Cyprus gamble

Cyprus gamble

Turkey is in some strange efforts on Cyprus. Some odd reports are casting doubts on the psychological and mental wellbeing of the Turkish foreign policy team. Over the past decade Turkey’s having a pro-negotiations approach and a pro-settlement mentality is of course very important and deserves all praise.

It is no fact that there is a rather strange “motherland” and “kinderland” state of affairs between Turkey and northern Cyprus. At least for some 65 percent of Turkish Cypriots any settlement on Cyprus must address not only expectations, desires and the needs (including security) of the “Turks of Cyprus” but must cater as well to the interests of Turkey. Without Turkey and its immense contributions, Turkish Cypriot people would have long vanished on Cyprus; or Cyprus would long be converted into a second 
Crete by Greek Cypriots with the Turkish Cypriot people either migrating out or totally annihilated. The recent history of Cyprus testifies to this bitter fact irrespective of how strongly we might believe today that in EU-member 

Cyprus no such things can happen again. Turkey’s support for Turkish Cypriots has been of existential importance and mass graves testify to this.
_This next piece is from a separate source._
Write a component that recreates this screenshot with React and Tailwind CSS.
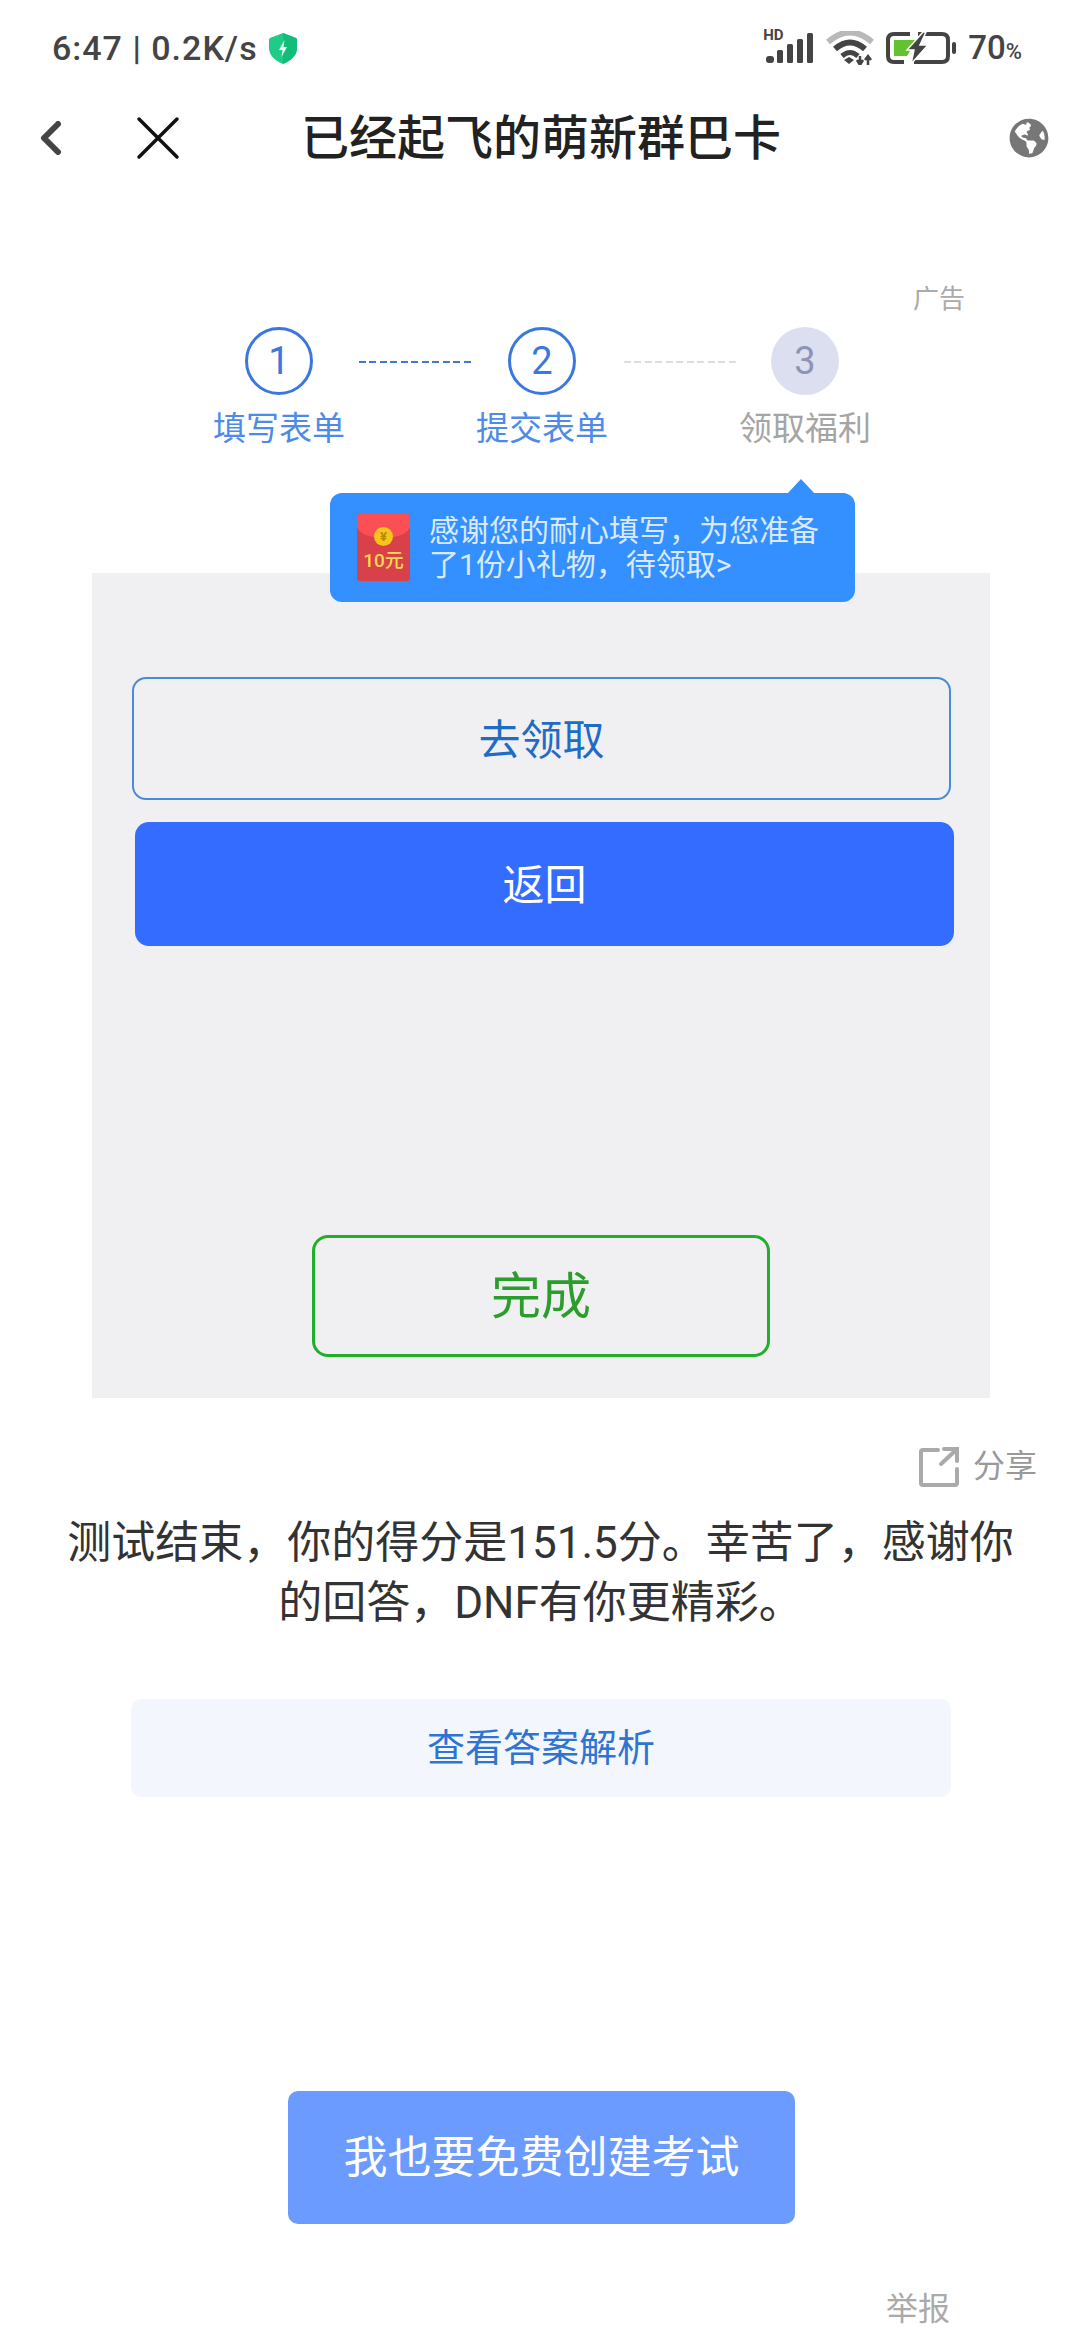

Yet, northern Cyprus is not Turkey and an overwhelming majority does not have the intention, put aside demand, of joining Turkey in any form. Turkish Cypriots are already fed up with the present “protectorate” style relationship that provides them an advanced degree of sovereignty despite all odds. Talking of a Hatay model of Cyprus is off the cards for Turkish Cypriots even though there might be almost an equal number of Hatay Turks living on the island, altering the demography of the eastern Mediterranean island. North Cyprus is not another Hatay.

All through the post-1963 official, non-official, proxy or direct talks with the Greek Cypriot side, Turkey has always supported the Turkish Cypriot side, sat in talks along with Turkish Cypriots. Often proposals were prepared at the Turkish Foreign Ministry, many times discussed together but each and every time proposals were made to the Greek Cypriot side directly, or through intermediary U.N. or other third parties by Turkish Cypriots. One exception was the early stages of the Annan plan period when Ankara discreetly negotiated with the U.N. team assigned for the process.

Now, the U.N. is reported to have been in preparations for a last ditch effort before declaring the failure of the process. Instead of taking its proposal to the two sides on the island, however, the U.N. team is considering getting Ankara’s approval first. Why? Because just to achieve the resumption of talks Ankara undertook something awful; getting into contact with Greek Cypriots, with the U.S. embassy in Cyprus serving as the go-between. According to Haravgi and Fileleftheros papers (25 Jan. editions) Turkey has offered it a compromise formula according to which the Turkish side would accept “single sovereignty” in exchange of Greek Cypriots agreeing to make a reference to the 1960 guarantee scheme in a Cyprus accord…

Sounds good, does it not? But, has Turkey accepted Greek Cypriot demands for direct talks? Can Turkey indeed bypass Turkish Cypriots? Or, has Ankara accepted Turkey is an occupier on Cyprus and started talking conditions of withdrawal with the “legitimate” government of the “entire island”?

Having a shortcut in Cyprus with a pro-settlement approach might appear praiseworthy for outsiders but is it sane for Turkey’s Foreign Ministry to have such adventurist moves? There ought to be at least some nuances between being pro-settlement and pro-actively supporting resumption of talks and undertaking uncalculated risks, abandoning fundamental positions and engaging in sheer gamble despite being aware of the absolute looming failure.